Впрочем, стоило ли осуждать за это римских законодателей, стремящихся оберечь суровые добродетели квиритов, если в самой Элладе в ее лучшую пору не раз принимались подобные постановления против тех, кто ставит под сомнение верования предков и стремится доискаться до тех тайн мироздания, которые, по-видимому, никогда не постигнуть никому из смертных. Ведь не кто иной, а именно афинский народ изгнал Анаксагора и Протагора, присудил к смерти Сократа. Был выставлен на рабском рынке Платон и умер заеденный вшами философ Каллисфен, которого воспитанник Аристотеля Александр возил в собой в клетке.
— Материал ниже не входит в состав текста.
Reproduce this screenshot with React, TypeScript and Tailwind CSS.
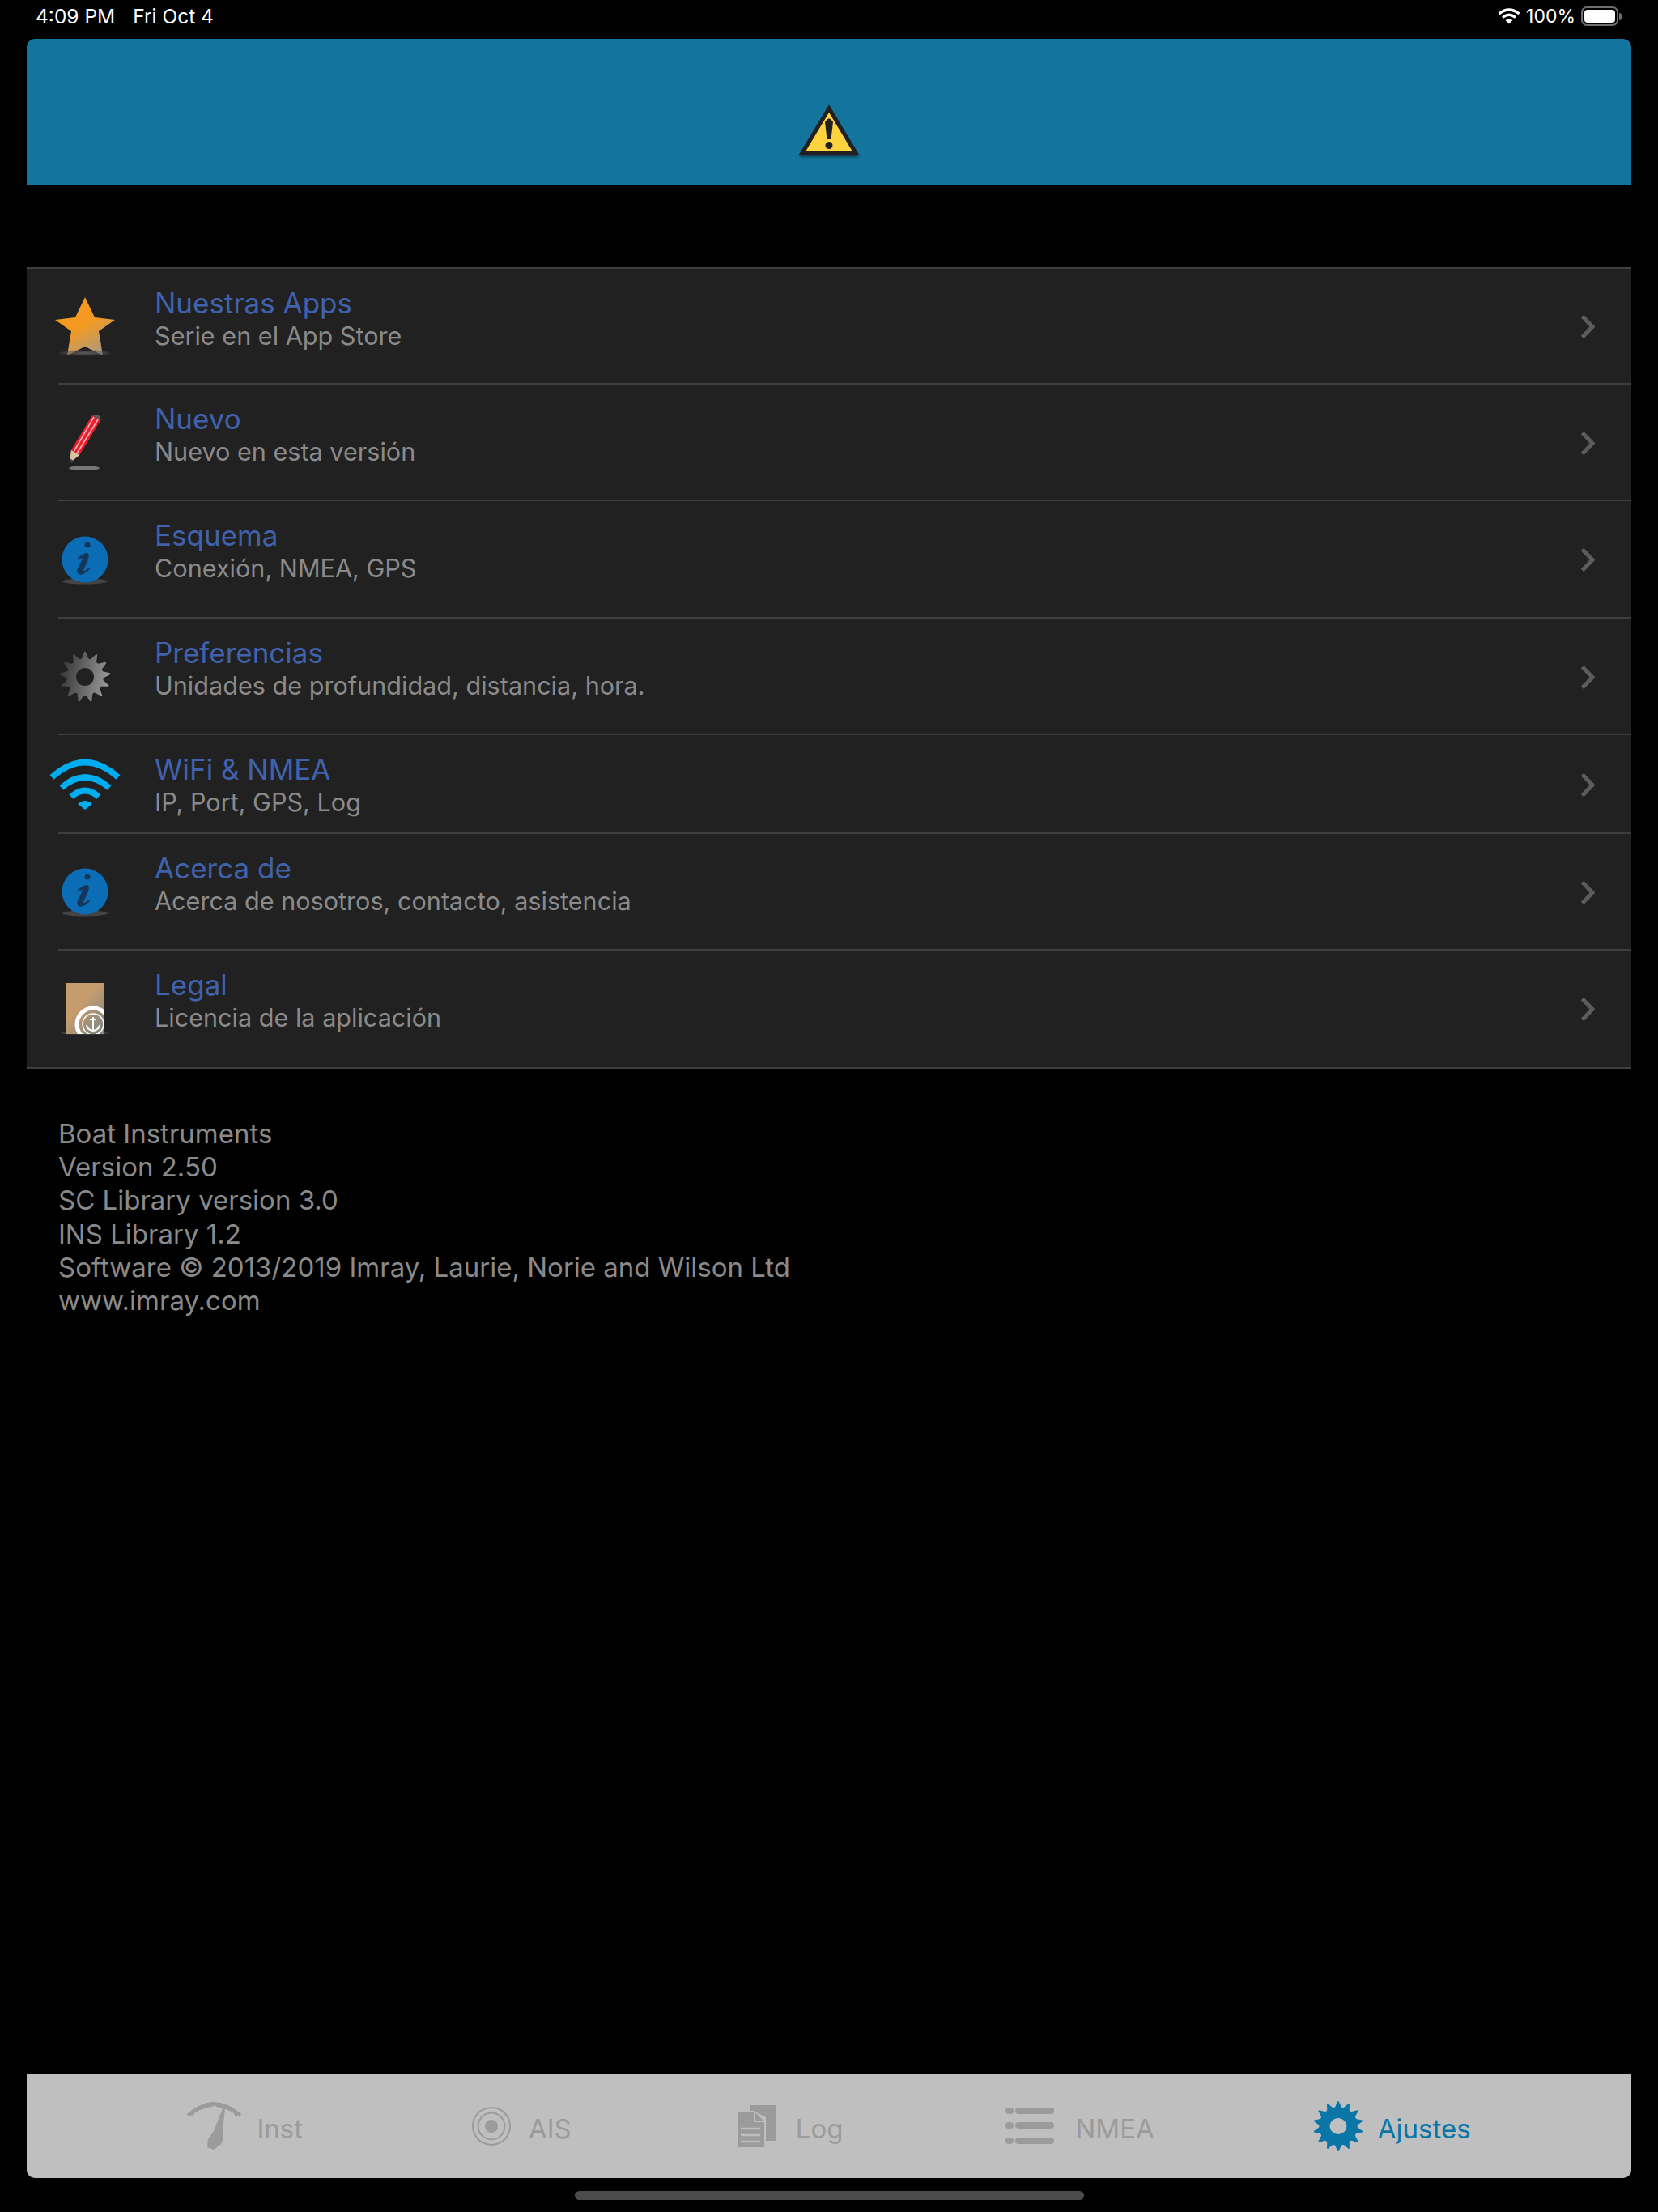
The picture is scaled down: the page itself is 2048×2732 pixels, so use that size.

Невежественное большинство всегда относилось с опаской к излишне умствующим, возможно, ощущая интуитивно, что существуют некие пределы, выйдя за которые взыскующий истины разум вступает в противоречие с жизнью. Об этом напоминал и чтимый всеми Софокл, считавший, что истинная мудрость состоит в том, чтобы следовать не людьми заданным законам бытия, а не пытаться в слепой самонадеянности их опровергнуть. Оказался прав и он, и другие мудрецы Греции и Рима, стремившиеся сохранить одномерное представление о жизни, но были правы и те, кто пытались объяснить невидимое и умопостигаемое — иначе сама жизнь, состоящая словно бы из одних случайностей, была бы лишена некоего высшего смысла. Что касается Плутарха, то он никакое занятие не ставил выше философии, хотя ни ему самому, ни кому-либо другому из его просвещенных современников уже было никогда не достигнуть глубины их великих учителей.
Среди римлян и италиков становилось все больше любителей старинной поэзии и философии, многие читали в подлиннике Фукидида и Демосфена, — это в какой-то мере примиряло Плутарха с чуждым ему образом жизни римлян и делало не особенно существенным многое из того, что шло вразрез с его собственными представлениями. Теперь даже среди едва «вышедших в люди» вольноотпущенников считалось хорошим тоном привести к месту и не к месту несколько строк из Еврипида или же Меандра, не говоря уже о многих знатных людях, обретших в уже несуществующей Элладе свое духовное отечество.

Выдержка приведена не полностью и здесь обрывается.